%%
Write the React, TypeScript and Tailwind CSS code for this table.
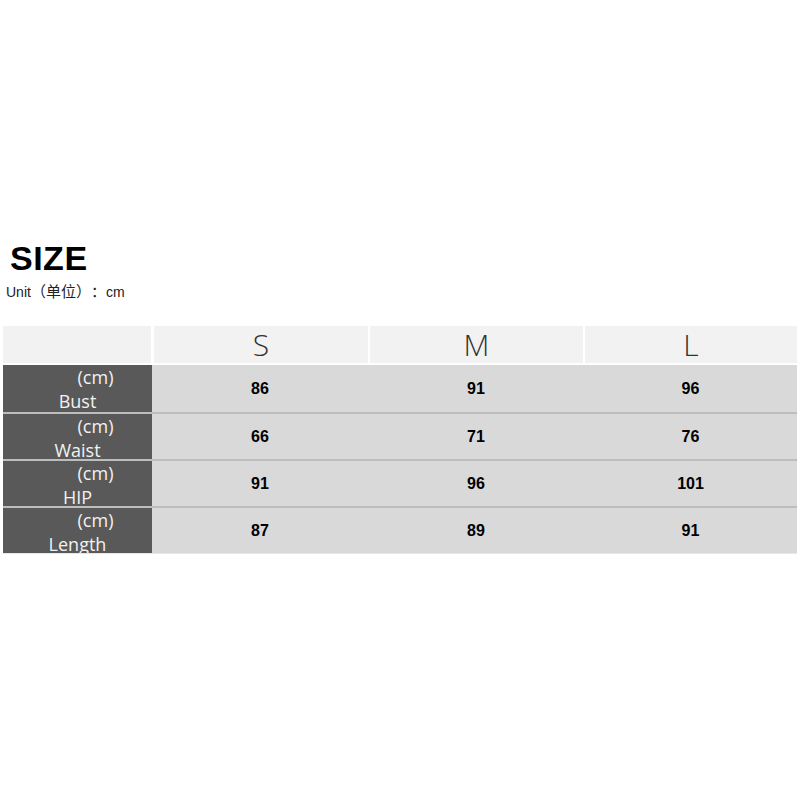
import React from 'react';

const SIZES = ['S', 'M', 'L'];

const ROWS: { label: string; values: string[] }[] = [
  { label: 'Bust', values: ['86', '91', '96'] },
  { label: 'Waist', values: ['66', '71', '76'] },
  { label: 'HIP', values: ['91', '96', '101'] },
  { label: 'Length', values: ['87', '89', '91'] },
];

export default function App() {
  return (
    <div className="w-[800px] h-[800px] bg-white font-['Liberation_Sans',Arial,sans-serif] text-black">
      <div className="pt-[240px] pl-[10px]">
        <h1 className="text-[34px] leading-[36px] font-bold tracking-[0.5px]">SIZE</h1>
      </div>
      <p className="pl-[6px] mt-[6px] text-[14px] leading-[18px] text-[#222] [text-spacing-trim:space-all]">
        Unit<span className="font-['Noto_Sans_CJK_SC',sans-serif] text-[15px] [text-spacing-trim:space-all]">（单位）：</span>cm
      </p>

      <div className="mt-[25px] ml-[3px] w-[794px]">
        {/* header */}
        <div className="flex h-[37px]">
          <div className="w-[148px] bg-[#f2f2f2]" />
          {SIZES.map((s, i) => (
            <div
              key={s}
              className={`${i === 0 ? 'w-[214px] ml-[3px]' : i === 1 ? 'w-[213px] ml-[2px]' : 'w-[212px] ml-[2px]'} bg-[#f2f2f2] flex items-center justify-center`}
            >
              <span className="font-['Open_Sans',sans-serif] font-light text-[30px] leading-none text-[#333]">{s}</span>
            </div>
          ))}
        </div>

        {/* rows */}
        <div className="mt-[2px]">
          {ROWS.map((row, i) => (
            <div key={row.label} className={`flex h-[47px] ${i > 0 ? 'border-t-2 border-[#bdbdbd]' : ''}`}>
              <div className="w-[149px] bg-[#595959] overflow-hidden flex flex-col items-center text-[#f2f2f2] font-['Open_Sans',sans-serif] text-[18px] leading-[24px]">
                <span className="pl-[36px]">(cm)</span>
                <span>{row.label}</span>
              </div>
              <div className="flex-1 bg-[#d9d9d9] grid grid-cols-[216px_216px_1fr]">
                {row.values.map((v, j) => (
                  <div key={j} className="flex items-center justify-center text-[16px] font-bold">
                    {v}
                  </div>
                ))}
              </div>
            </div>
          ))}
        </div>
      </div>
      <div className="ml-[3px] w-[794px] h-[1px] bg-[#e6e6e6]" />
    </div>
  );
}
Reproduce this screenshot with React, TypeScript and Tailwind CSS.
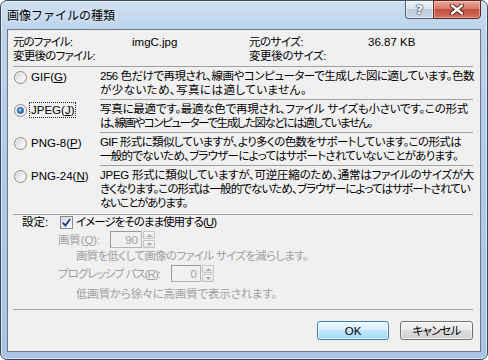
import React, { useLayoutEffect, useRef, useState } from "react";

const F = "font-['Liberation_Sans','Noto_Sans_CJK_JP',sans-serif]";

function Fit({ w, children, className = "" }: { w: number; children: React.ReactNode; className?: string }) {
  const ref = useRef<HTMLSpanElement>(null);
  const [ls, setLs] = useState<number | null>(null);
  useLayoutEffect(() => {
    const measure = () => {
      const el = ref.current;
      if (!el) return;
      const n = (el.textContent || "").length || 1;
      const cur = parseFloat(getComputedStyle(el).letterSpacing) || 0;
      const natural = el.getBoundingClientRect().width - n * cur;
      const next = Math.round(((w - natural) / n) * 1000) / 1000;
      setLs(next);
    };
    measure();
    if (document.fonts && document.fonts.ready) {
      document.fonts.ready.then(measure);
    }
  }, [w]);
  return (
    <span
      ref={ref}
      className={"inline-block whitespace-nowrap " + className}
      style={ls !== null ? { letterSpacing: `${ls}px` } : undefined}
    >
      {children}
    </span>
  );
}

function Radio({ checked }: { checked?: boolean }) {
  return (
    <span className="w-[13px] h-[13px] rounded-full border border-[#8b8b8b] bg-gradient-to-br from-[#cfcfcf] via-[#ececec] to-[#ffffff] flex items-center justify-center shrink-0 shadow-[inset_0_0_0_1px_#f4f4f4]">
      {checked && (
        <span className="w-[7px] h-[7px] rounded-full bg-[radial-gradient(circle_at_40%_35%,#bfe6ff_0%,#3f8fd8_45%,#0d4a95_100%)] border border-[#1b4f8a]" />
      )}
    </span>
  );
}

function Spinner() {
  return (
    <div className="flex flex-col w-[12px] h-[17px] gap-px">
      <div className="flex-1 border border-[#c4c4c4] rounded-[1px] bg-gradient-to-b from-[#f6f6f6] to-[#e4e4e4] flex items-center justify-center">
        <svg width="5" height="3" viewBox="0 0 5 3"><path d="M0 3 L2.5 0 L5 3 Z" fill="#a8a8a8" /></svg>
      </div>
      <div className="flex-1 border border-[#c4c4c4] rounded-[1px] bg-gradient-to-b from-[#f6f6f6] to-[#e4e4e4] flex items-center justify-center">
        <svg width="5" height="3" viewBox="0 0 5 3"><path d="M0 0 L2.5 3 L5 0 Z" fill="#a8a8a8" /></svg>
      </div>
    </div>
  );
}

function Option({
  label,
  lines,
  checked,
  focus,
  last,
}: {
  label: React.ReactNode;
  lines: [string, number][];
  checked?: boolean;
  focus?: boolean;
  last?: boolean;
}) {
  return (
    <div className="flex">
      <div className="w-[87px] shrink-0 pt-[2px] flex items-start">
        <div className="flex items-center h-[16px] gap-[3px] pl-[1px]">
          <Radio checked={checked} />
          <span
            className={
              "leading-[14px] whitespace-nowrap " +
              (focus ? "border border-dotted border-[#222] px-px -ml-px" : "px-px")
            }
          >
            {label}
          </span>
        </div>
      </div>
      <div
        className={
          "flex-1 min-w-0 pt-[2px] pb-[2px] " + (last ? "" : "border-b border-[#a0a0a0]")
        }
      >
        {lines.map(([t, w], i) => (
          <div key={i} className="leading-[14px] h-[14px] whitespace-nowrap">
            <Fit w={w}>{t}</Fit>
          </div>
        ))}
      </div>
    </div>
  );
}

export default function App() {
  return (
    <div className={"w-[488px] h-[360px] bg-white text-[11.5px] text-black " + F}>
      <div className="w-[488px] h-[360px] rounded-[7px] border border-[#3b4859] bg-[linear-gradient(180deg,#cfe0f2_0%,#bcd3ec_8%,#b2cbe7_40%,#a9c4e3_100%)] flex flex-col shadow-[inset_0_0_0_1px_rgba(255,255,255,0.55)]">
        {/* title bar */}
        <div className="h-[28px] flex justify-between">
          <div className="pl-[6px] pt-[7px] leading-[14px] text-[12px] text-black whitespace-nowrap font-['Noto_Sans_CJK_JP',sans-serif] [text-shadow:0_0_6px_rgba(255,255,255,0.9)]">
            画像ファイルの種類
          </div>
          <div className="flex mr-[6px] -mt-px h-[19px]">
            <div className="w-[28px] h-full border border-[#4f5d6e] border-r-0 rounded-bl-[4px] bg-[linear-gradient(180deg,#eef3f9_0%,#d9e3ef_45%,#bccadb_50%,#c9d6e6_100%)] flex items-center justify-center shadow-[inset_0_0_0_1px_rgba(255,255,255,0.6)]">
              <span className="font-['DejaVu_Sans',sans-serif] font-bold text-[13px] leading-[13px] text-white [text-shadow:0_0_1px_#2c3a4a,0_0_1px_#2c3a4a,0_0_2px_#2c3a4a]">
                ?
              </span>
            </div>
            <div className="w-[48px] h-full border border-[#5b2520] rounded-br-[4px] bg-[linear-gradient(180deg,#e9a99b_0%,#d9786a_45%,#c44f3e_50%,#d0705a_100%)] flex items-center justify-center shadow-[inset_0_0_0_1px_rgba(255,220,210,0.5)]">
              <svg width="16" height="11" viewBox="0 0 16 11">
                <path d="M3 1.5 L13 9.5 M13 1.5 L3 9.5" stroke="#4a1a14" strokeWidth="4.2" strokeLinecap="round" />
                <path d="M3 1.5 L13 9.5 M13 1.5 L3 9.5" stroke="#ffffff" strokeWidth="2.4" strokeLinecap="round" />
              </svg>
            </div>
          </div>
        </div>

        {/* client area */}
        <div className="ml-[6px] w-[474px] h-[323px] border border-[#6a7888] bg-[#f0f0f0] [font-feature-settings:'palt'] flex flex-col pl-[5px] pr-[7px]">
          {/* info */}
          <div className="pt-[5px] grid grid-cols-[119px_117px_119px_1fr] leading-[14px] whitespace-nowrap">
            <div><Fit w={59}>元のファイル:</Fit></div>
            <div>imgC.jpg</div>
            <div><Fit w={54}>元のサイズ:</Fit></div>
            <div>36.87 KB</div>
            <div><Fit w={82}>変更後のファイル:</Fit></div>
            <div></div>
            <div><Fit w={77}>変更後のサイズ:</Fit></div>
            <div></div>
          </div>
          <div className="mt-[3px] border-t border-[#a0a0a0]" />

          <Option
            label={<>GIF(<span className="underline">G</span>)</>}
            lines={[
              ["256 色だけで再現され、線画やコンピューターで生成した図に適しています。色数", 374],
              ["が少ないため、写真には適していません。", 207],
            ]}
          />
          <Option
            checked
            focus
            label={<>JPEG(<span className="underline">J</span>)</>}
            lines={[
              ["写真に最適です。最適な色で再現され、ファイル サイズも小さいです。この形式", 368],
              ["は、線画やコンピューターで生成した図などには適していません。", 272],
            ]}
          />
          <Option
            label={<>PNG-8(<span className="underline">P</span>)</>}
            lines={[
              ["GIF 形式に類似していますが、より多くの色数をサポートしています。この形式は", 361],
              ["一般的でないため、ブラウザーによってはサポートされていないことがあります。", 358],
            ]}
          />
          <Option
            last
            label={<>PNG-24(<span className="underline">N</span>)</>}
            lines={[
              ["JPEG 形式に類似していますが、可逆圧縮のため、通常はファイルのサイズが大", 374],
              ["きくなります。この形式は一般的でないため、ブラウザーによってはサポートされてい", 370],
              ["ないことがあります。", 87],
            ]}
          />
          <div className="mt-[2px] border-t border-[#a0a0a0]" />

          {/* settings */}
          <div className="flex items-center h-[14px] leading-[14px] whitespace-nowrap">
            <div className="ml-[9px] w-[38px]">設定:</div>
            <span className="w-[13px] h-[13px] border border-[#8b8b8b] bg-gradient-to-br from-[#d8d8d8] to-[#fbfbfb] flex items-center justify-center shrink-0">
              <svg width="9" height="9" viewBox="0 0 9 9">
                <path d="M0.8 4.6 L3.4 7.6 L8.2 0.9" fill="none" stroke="#1f3e88" strokeWidth="1.8" />
              </svg>
            </span>
            <span className="ml-[3px]">
              <Fit w={140}>
                イメージをそのまま使用する(<span className="underline">U</span>)
              </Fit>
            </span>
          </div>

          <div className="mt-[2px] flex items-center h-[17px] text-[#a0a0a0] whitespace-nowrap leading-[14px]">
            <div className="ml-[45px] w-[52px]">
              <Fit w={42}>
                画質(<span className="underline">Q</span>):
              </Fit>
            </div>
            <div className="w-[32px] h-[17px] border border-[#b5b5b5] border-t-[#9a9a9a] border-l-[#9a9a9a] bg-[#f0f0f0] flex items-center justify-end pr-[3px]">
              90
            </div>
            <div className="ml-px">
              <Spinner />
            </div>
          </div>

          <div className="mt-[1px] h-[14px] leading-[14px] pl-[63px] text-[#a0a0a0] whitespace-nowrap">
            <Fit w={232}>画質を低くして画像のファイル サイズを減らします。</Fit>
          </div>

          <div className="mt-[2px] flex items-center h-[17px] text-[#a0a0a0] whitespace-nowrap leading-[14px]">
            <div className="ml-[45px] w-[113px]">
              <Fit w={102}>
                プログレッシブ パス(<span className="underline">R</span>):
              </Fit>
            </div>
            <div className="w-[30px] h-[17px] border border-[#b5b5b5] border-t-[#9a9a9a] border-l-[#9a9a9a] bg-[#f0f0f0] flex items-center justify-end pr-[3px]">
              0
            </div>
            <div className="ml-px">
              <Spinner />
            </div>
          </div>

          <div className="mt-[5px] h-[14px] leading-[14px] pl-[63px] text-[#a0a0a0] whitespace-nowrap">
            <Fit w={201}>低画質から徐々に高画質で表示されます。</Fit>
          </div>

          <div className="mt-[8px] border-t border-[#a0a0a0]" />

          <div className="mt-[11px] flex justify-end gap-[11px]">
            <div className="w-[72px] h-[19px] rounded-[3px] border border-[#3c7fb1] bg-[linear-gradient(180deg,#eaf6fd_0%,#d9f0fc_45%,#bee6fd_50%,#a7d9f5_100%)] flex items-center justify-center leading-[14px] shadow-[inset_0_0_0_1px_rgba(255,255,255,0.7)]">
              OK
            </div>
            <div className="w-[73px] h-[19px] rounded-[3px] border border-[#707070] bg-[linear-gradient(180deg,#f2f2f2_0%,#ebebeb_45%,#dddddd_50%,#cfcfcf_100%)] flex items-center justify-center leading-[14px] shadow-[inset_0_0_0_1px_rgba(255,255,255,0.7)]">
              <Fit w={48}>キャンセル</Fit>
            </div>
          </div>
        </div>
      </div>
    </div>
  );
}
%%
Reproduce the material above from its first line through the line containing "const SIZES = ['S', 'M', 'L'];", both ends included, and skip every picture.

Write the React, TypeScript and Tailwind CSS code for this table.
import React from 'react';

const SIZES = ['S', 'M', 'L'];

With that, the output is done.